KEDUDUKAN HUKUM JANDA DALAM HUKUM WARIS ADAT BALI: ANALISIS TERHADAP KEPUTUSAN PASAMUHAN AGUNG III MUDP
Abstract
Tujuan tulisan ini adalah untuk memfokuskan pada status hukum janda dalam kerangka hukum waris adat Bali, khususnya status yang ditetapkan dalam Putusan MUDP Pasamuhan Agung III Bali. Bermula dari kenyataan bahwa sistem keluarga patrilineal yang menciptakan paradigma keutamaan turunan laki-laki yang dianggap lebih superior, dan kedudukan Perempuan dan seorang janda lebih rendah (inferior). Permasalahan hukum terkait hal tersebut dapat diringkas sebagai berikut: (1) Bagaimana kedudukan hukum janda menurut hukum adat bali? (2) Bagaimana bentuk perlindungan hukum terhadap kedudukan janda berdasarkan Keputusan Pasamuhan Agung III MUDP Bali? Studi ini menggunakan metode penelitian normatif dengan pendekatan analitis (analytical approach) dan pendekatan historis (historical approach). Temuan menunjukkan adanya perubahan status hukum janda setelah adanya Keputusan Pasamuhan Agung III MUDP Bali No. 01/Kep/PSM-3MDP Bali/X/2010, yang memberikan pedoman pembuatan awig-awig untuk mengatur kedudukan Balu. Balu bukan dianggap sebagai ahli waris (Pawos 64), namun berhak atas warisan suaminya selama ia memenuhi kewajiban moral dan sosial sebagai janda/swadharmaning janda (Pawos 88). Sebelum Pasamuhan Agung MUDP Bali, yurisprudensi mencatat hakim yang responsive gender memberikan perlindungan kepada kedudukan janda terhadap harta suaminya. Menurut hemat penulis, perlunya memastikan tiap prajuru desa adat untuk memasukan kebijakan yang berkaitan dengan kedudukan balu ke dalam awig-awig, termasuk pertimbangan status terkait janda cerai/telantar, balu mulih daha, dan balu camput. Oleh karena itu sangat penting untuk memastikan perlindungan dan kepastian hukum yang responsivitas gender di pengadilan negeri dan masyarakat desa, sehingga tidak dianggap sebagai Bedeg gegantungan.

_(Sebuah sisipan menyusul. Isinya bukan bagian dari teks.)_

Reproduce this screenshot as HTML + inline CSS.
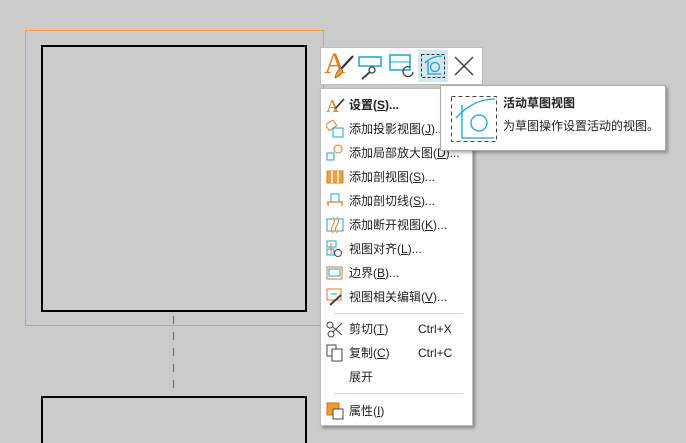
<!DOCTYPE html>
<html><head><meta charset="utf-8"><style>
*{margin:0;padding:0;box-sizing:border-box}
html,body{width:686px;height:443px;overflow:hidden}
body{background:#cbcbcb;position:relative;font-family:"Liberation Sans","Noto Sans CJK SC",sans-serif;font-size:12px;color:#222}
.abs{position:absolute}
.item{position:absolute;left:0;height:22px;line-height:22px;width:100%}
.item .t{position:absolute;left:28px;top:0}
.item .k{position:absolute;left:97px;top:0}
.item svg{position:absolute;left:5px;top:2px}
</style></head><body>
<div class="abs" style="left:25px;top:30px;width:299px;height:296px;border:1px solid #f89a3a"></div>
<div class="abs" style="left:41px;top:45px;width:266px;height:267px;border:2.5px solid #000"></div>
<div class="abs" style="left:173px;top:316px;width:1px;height:80px;background:repeating-linear-gradient(#666 0 8px,transparent 8px 16px)"></div>
<div class="abs" style="left:41px;top:396px;width:266px;height:60px;border:2.5px solid #000"></div>

<!-- toolbar -->
<div class="abs" style="left:320px;top:47px;width:163px;height:38px;background:#fff;border:1px solid #bdbdbd">
 <div class="abs" style="left:3px;top:-1px;font:30px 'Liberation Serif',serif;color:#e8781a">A</div>
 <svg class="abs" style="left:6px;top:5px" width="28" height="28"><path d="M26 3 L14 16" stroke="#333" stroke-width="2.2"/><path d="M14 15 Q9 18 8 25 Q14 23 16 18Z" fill="#e8a030" stroke="#8a5a10" stroke-width=".7"/></svg>
 <svg class="abs" style="left:36px;top:4px" width="28" height="28"><rect x="2" y="5" width="22" height="9" fill="none" stroke="#1aa5d0" stroke-width="1.5"/><circle cx="15" cy="18" r="3" fill="none" stroke="#444" stroke-width="1.3"/><path d="M13 20 L5 27" stroke="#444" stroke-width="2"/></svg>
 <svg class="abs" style="left:67px;top:4px" width="28" height="28"><rect x="2" y="3" width="20" height="15" fill="none" stroke="#1aa5d0" stroke-width="1.5"/><path d="M2 10 H22" stroke="#1aa5d0"/><path d="M25 20 a5 5 0 1 1 -3 -5" fill="none" stroke="#444" stroke-width="1.3"/></svg>
 <div class="abs" style="left:97px;top:2px;width:30px;height:32px;background:#d5e8f0"></div>
 <svg class="abs" style="left:99px;top:5px" width="26" height="26"><rect x="1.5" y="1.5" width="23" height="23" fill="none" stroke="#333" stroke-dasharray="3 2"/><path d="M5 10 Q12 3 22 3" fill="none" stroke="#1aa5d0" stroke-width="1.3"/><path d="M8 7 V21 H21" fill="none" stroke="#1aa5d0" stroke-width="1.3"/><circle cx="15" cy="14" r="4.5" fill="none" stroke="#1aa5d0" stroke-width="1.3"/></svg>
 <svg class="abs" style="left:132px;top:7px" width="22" height="22"><path d="M2 2 L20 20 M20 2 L2 20" stroke="#444" stroke-width="1.5"/></svg>
</div>

<!-- menu -->
<div class="abs" style="left:320px;top:88px;width:153px;height:338px;background:#fff;border:1px solid #bdbdbd;box-shadow:2px 2px 3px rgba(0,0,0,.35)">
 <div class="item" style="top:5px"><svg width="19" height="19"><text x="0" y="16" font-size="18" fill="#e87a1e" font-family="Liberation Serif">A</text><path d="M18 3 L9 13" stroke="#333" stroke-width="1.6"/><path d="M9 12 L6 17 L11 14Z" fill="#e8a030"/></svg><span class="t" style="font-weight:bold">设置(<u>S</u>)...</span></div>
 <div class="item" style="top:29px"><svg width="19" height="19"><rect x="1" y="2" width="9" height="7" fill="none" stroke="#e87a1e" transform="rotate(-35 5 6)"/><rect x="7" y="8" width="10" height="9" fill="none" stroke="#1aa5d0"/></svg><span class="t">添加投影视图(<u>J</u>)...</span></div>
 <div class="item" style="top:53px"><svg width="19" height="19"><rect x="1" y="9" width="7" height="7" fill="none" stroke="#1aa5d0"/><circle cx="12" cy="5" r="4" fill="none" stroke="#e87a1e"/></svg><span class="t">添加局部放大图(<u>D</u>)...</span></div>
 <div class="item" style="top:77px"><svg width="19" height="19"><rect x="1" y="3" width="16" height="12" fill="#f0a040" stroke="#e87a1e"/><path d="M6 3 V15 M12 3 V15" stroke="#fff" stroke-width="1.5"/></svg><span class="t">添加剖视图(<u>S</u>)...</span></div>
 <div class="item" style="top:101px"><svg width="19" height="19"><rect x="5" y="2" width="8" height="8" fill="none" stroke="#1aa5d0"/><path d="M1 10 H17 M2 10 V14 M16 10 V14" stroke="#e87a1e" stroke-width="1.3"/></svg><span class="t">添加剖切线(<u>S</u>)...</span></div>
 <div class="item" style="top:125px"><svg width="19" height="19"><rect x="1" y="3" width="16" height="12" fill="none" stroke="#1aa5d0"/><path d="M7 1 q3 4 0 8 q-3 4 0 8 M11 1 q3 4 0 8 q-3 4 0 8" stroke="#e87a1e" fill="#fff"/></svg><span class="t">添加断开视图(<u>K</u>)...</span></div>
 <div class="item" style="top:149px"><svg width="19" height="19"><rect x="1" y="1" width="9" height="6" fill="none" stroke="#1aa5d0"/><rect x="1" y="9" width="7" height="6" fill="none" stroke="#1aa5d0"/><circle cx="12" cy="13" r="3.5" fill="none" stroke="#444"/><path d="M5 3 V14" stroke="#e87a1e"/></svg><span class="t">视图对齐(<u>L</u>)...</span></div>
 <div class="item" style="top:173px"><svg width="19" height="19"><rect x="1" y="3" width="15" height="12" fill="none" stroke="#e87a1e"/><rect x="3" y="5" width="11" height="7" fill="none" stroke="#1aa5d0"/></svg><span class="t">边界(<u>B</u>)...</span></div>
 <div class="item" style="top:197px"><svg width="19" height="19"><rect x="1" y="1" width="14" height="11" fill="none" stroke="#e87a1e"/><path d="M5 6 H11" stroke="#1aa5d0"/><path d="M15 7 L4 17" stroke="#444" stroke-width="2"/></svg><span class="t">视图相关编辑(<u>V</u>)...</span></div>
 <div class="abs" style="left:13px;top:224px;width:129px;height:1px;background:#d8d8d8"></div>
 <div class="item" style="top:229px"><svg width="19" height="19"><circle cx="4" cy="5" r="3" fill="none" stroke="#444"/><circle cx="5" cy="14" r="3" fill="none" stroke="#444"/><path d="M7 12 L16 3 M7 7 L16 15" stroke="#444"/></svg><span class="t">剪切(<u>T</u>)</span><span class="k">Ctrl+X</span></div>
 <div class="item" style="top:253px"><svg width="19" height="19"><rect x="1" y="1" width="9" height="11" fill="#fff" stroke="#444"/><rect x="6" y="5" width="10" height="12" fill="#fff" stroke="#444"/></svg><span class="t">复制(<u>C</u>)</span><span class="k">Ctrl+C</span></div>
 <div class="item" style="top:277px"><span class="t">展开</span></div>
 <div class="abs" style="left:13px;top:304px;width:129px;height:1px;background:#d8d8d8"></div>
 <div class="item" style="top:311px"><svg width="19" height="19"><rect x="1" y="1" width="12" height="12" fill="#f09a30" stroke="#d07010"/><rect x="7" y="7" width="10" height="10" fill="#fff" stroke="#444"/></svg><span class="t">属性(<u>I</u>)</span></div>
</div>

<!-- tooltip -->
<div class="abs" style="left:440px;top:85px;width:226px;height:66px;background:#fff;border:1px solid #aaa;box-shadow:2px 2px 3px rgba(0,0,0,.3)">
 <svg class="abs" style="left:7px;top:7px" width="50" height="50"><rect x="3.5" y="3.5" width="45" height="45" fill="none" stroke="#444" stroke-dasharray="4 3"/><path d="M8 25 Q25 6 47 6" fill="none" stroke="#1aa5d0" stroke-width="1.3"/><path d="M14 12 V45 H46" fill="none" stroke="#1aa5d0" stroke-width="1.3"/><circle cx="31" cy="30" r="8" fill="none" stroke="#1aa5d0" stroke-width="1.3"/></svg>
 <div class="abs" style="left:62px;top:8px;font-weight:bold">活动草图视图</div>
 <div class="abs" style="left:62px;top:31px">为草图操作设置活动的视图。</div>
</div>
</body></html>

The purpose of this paper is to focus on the legal status of widows within the framework of Balinese customary inheritance law, particularly the status as established in the Decision of the Pasamuhan Agung III MUDP Bali. It stems from the acknowledgment of a patrilineal family system that prioritizes male descendants, considering them superior, while women and widows are deemed inferior. The legal issues are summarized as follows: (1) What is the legal status of widows according to Balinese customary law? (2) What forms of legal protection exist for widows based on the Decision of the Pasamuhan Agung III MUDP Bali? This study employs a normative research method with an analytical and historical approach. Findings indicate a change in the legal status of widows following the Decision of the Pasamuhan Agung III MUDP Bali No. 01/Kep/PSM-3MDP Bali/X/2010, providing guidelines for the creation of regulations governing the position of widows. Widows are not considered heirs (Pawos 64) but are entitled to their husband's inheritance as long as they fulfill moral and social obligations as widows/swadharmaning janda (Pawos 88). Before the Pasamuhan Agung MUDP Bali, jurisprudence records gender-responsive judges providing protection for widows' position regarding their husband's assets. The author suggests ensuring that each customary village leader includes policies related to widows' status in regulations, including considerations for divorced/abandoned widows, widows who remarry, and destitute widows. Hence, it is crucial to ensure gender-responsive legal protection and certainty in district courts and village communities to avoid being perceived as bedeg gegantungan.